Right here, in the last verse of Galatians 3, Paul assures us that we are also heirs of that promise to Abraham — if we belong to Christ — Jew or Gentile, Slave or Free, Male or Female.
That means all of us. If we come to Christ – trusting in him alone, confessing nothing good in ourselves – we discover that the greatest good of all has been given to us by grace. The Creator of everything is our God, and we are his family, his much loved children. That’s the promise of his Covenant. Everyone who truly rests in Christ’s victory over sin alone for making him right with God is our brother, our sister, in the Spiritual Clan of the Church.
Some won’t dress or talk the way you do. Some like different music, different sports, pastimes and movies. Some haven’t had much of a background in biblical teachings. But we shouldn’t divide into groups of those who wear dress shoes or sneakers, or who wear suits or jeans,
or those who wear suits and sneakers at the same time. All are united with us in Christ and need to be loved in the family of God.

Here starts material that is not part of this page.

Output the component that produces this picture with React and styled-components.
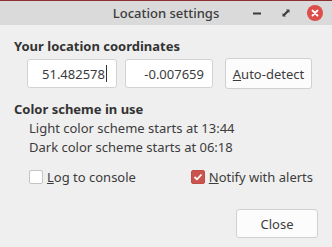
import React from 'react';
import styled, { createGlobalStyle } from 'styled-components';

const Global = createGlobalStyle`
  html, body { margin: 0; padding: 0; }
  body {
    background: #efefef;
    font-family: "Noto Sans", "Open Sans", sans-serif;
    color: #3c3c3c;
  }
`;

const Window = styled.div`
  width: 332px;
  height: 247px;
  display: flex;
  flex-direction: column;
  background: #efefef;
  box-sizing: border-box;
  border-top: 1px solid #8c3030;
`;

const TitleBar = styled.div`
  height: 24px;
  background: #dadada;
  display: grid;
  grid-template-columns: 1fr auto 1fr;
  align-items: center;
`;

const Title = styled.div`
  grid-column: 2;
  font-size: 13px;
  font-weight: 500;
  color: #3c3c3c;
`;

const Controls = styled.div`
  grid-column: 3;
  justify-self: end;
  display: flex;
  align-items: center;
  gap: 13px;
  padding-right: 9px;
`;

const CtlBtn = styled.span`
  width: 16px;
  height: 16px;
  display: flex;
  align-items: center;
  justify-content: center;
  border-radius: 50%;
  background: ${p => (p.$close ? '#dd4d49' : 'transparent')};
`;

const Body = styled.div`
  flex: 1;
  display: flex;
  flex-direction: column;
  padding: 13px 14px 0 14px;
`;

const Heading = styled.div`
  font-size: 13px;
  font-weight: 700;
  line-height: 16px;
  color: #333;
`;

const CoordRow = styled.div`
  display: flex;
  gap: 8px;
  margin: 4px 0 0 13px;
  align-items: center;
`;

const Field = styled.div`
  width: ${p => p.$w}px;
  height: 29px;
  box-sizing: border-box;
  background: #fff;
  border: 1px solid #d2d2d2;
  border-radius: 3px;
  display: flex;
  align-items: center;
  justify-content: flex-end;
  padding-right: ${p => p.$pr}px;
  font-size: 13px;
  color: #3c3c3c;
`;

const Caret = styled.span`
  display: inline-block;
  width: 1px;
  height: 17px;
  background: #333;
  margin-left: 1px;
`;

const Button = styled.div`
  width: ${p => p.$w}px;
  height: ${p => p.$h || 31}px;
  box-sizing: border-box;
  background: #fcfcfc;
  border: 1px solid #d0d0d0;
  border-radius: 3px;
  display: flex;
  align-items: center;
  justify-content: center;
  font-size: 13px;
  color: #3c3c3c;
  margin-left: ${p => p.$ml || 0}px;
`;

const Section = styled.div`
  margin-top: 12px;
`;

const Lines = styled.div`
  display: flex;
  flex-direction: column;
  gap: 2px;
  margin-top: 3px;
  padding-left: 15px;
`;

const Line = styled.div`
  font-size: 13px;
  line-height: 17px;
  color: #3c3c3c;
`;

const CheckRow = styled.div`
  display: flex;
  justify-content: space-between;
  margin: 12px 5px 0 15px;
`;

const Check = styled.label`
  display: flex;
  align-items: center;
  gap: 4px;
  font-size: 13px;
  line-height: 18px;
  color: #3c3c3c;
`;

const Box = styled.span`
  width: 14px;
  height: 14px;
  box-sizing: border-box;
  border-radius: 2px;
  border: 1px solid ${p => (p.$on ? '#c24d47' : '#c4c4c4')};
  background: ${p => (p.$on ? '#c9534d' : '#fff')};
  display: flex;
  align-items: center;
  justify-content: center;
`;

const Footer = styled.div`
  display: flex;
  justify-content: flex-end;
  margin-top: 23px;
`;

export default function App() {
  return (
    <>
      <Global />
      <Window>
        <TitleBar>
          <Title>Location settings</Title>
          <Controls>
            <CtlBtn>
              <svg width="8" height="3"><rect width="8" height="2" y="0.5" fill="#3a3a3a" /></svg>
            </CtlBtn>
            <CtlBtn>
              <svg width="8" height="8" viewBox="0 0 8 8">
                <path d="M0.5 4 L0.5 7.5 L4 7.5 Z M4 0.5 L7.5 0.5 L7.5 4 Z" fill="#3a3a3a" />
                <path d="M2 6 L6 2" stroke="#3a3a3a" strokeWidth="2.2" />
              </svg>
            </CtlBtn>
            <CtlBtn $close>
              <svg width="8" height="8" viewBox="0 0 8 8">
                <path d="M1.5 1.5 L6.5 6.5 M6.5 1.5 L1.5 6.5" stroke="#fff" strokeWidth="1.8" strokeLinecap="round" />
              </svg>
            </CtlBtn>
          </Controls>
        </TitleBar>
        <Body>
          <Heading>Your location coordinates</Heading>
          <CoordRow>
            <Field $w={90} $pr={9}>51.482578<Caret /></Field>
            <Field $w={88} $pr={8}>-0.007659</Field>
            <Button $w={87} $ml={4}><span><u>A</u>uto-detect</span></Button>
          </CoordRow>
          <Section>
            <Heading>Color scheme in use</Heading>
            <Lines>
              <Line>Light color scheme starts at 13:44</Line>
              <Line>Dark color scheme starts at 06:18</Line>
            </Lines>
          </Section>
          <CheckRow>
            <Check>
              <Box />
              <span><u>L</u>og to console</span>
            </Check>
            <Check>
              <Box $on>
                <svg width="10" height="8" viewBox="0 0 10 8">
                  <path d="M1.5 4 L4 6.3 L8.5 1.5" stroke="#fff" strokeWidth="1.8" fill="none" />
                </svg>
              </Box>
              <span><u>N</u>otify with alerts</span>
            </Check>
          </CheckRow>
          <Footer>
            <Button $w={82} $h={29}>Close</Button>
          </Footer>
        </Body>
      </Window>
    </>
  );
}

We need to learn from one another, help one another to grow, and pray for one another. We worship and serve our Lord together. We rejoice and weep together.
Diversity shouldn’t be a problem in God’s family, it’s our advantage. We’re not united by our common talents, hobbies, or tastes in clothes and furniture. There’s a bond we often overlook, it’s sadly absent from many of our conversations. We need to care about and talk about what God has to say about what’s going on in the news, the needs in people’s lives, our busy schedules, our families, work, school, and social times.
We in this new relationship are the Israel talked about in the New Testament. Redeemed Christians are all heirs according to the promise, the promise made to Abraham. That covenant promise is ours through the promised Christ. Jehovah is our God and we in Christ are his people – his spiritual family. We stand by one another: to represent our Savior, and to enjoy him now and forever.
This is God’s promise, but if you live as if something else is your hope, you live in denial of God’s integrity.
When you see the world around you in rebellion against God and his ways, when you don’t understand difficult things you have to deal with, you need to know his assurances, and rest in them. You need to remember that he’s your God, and you are one of his people.
He cares for you and does what’s best for you with eternal values in view. He’s doing the same in all the others he gathers together in his church. They may be different in many ways important to us. But all believers are the heirs of his solemn promise – and that promise can’t possibly fail.
(The Bible quotations are from the New King James Version unless otherwise noted.)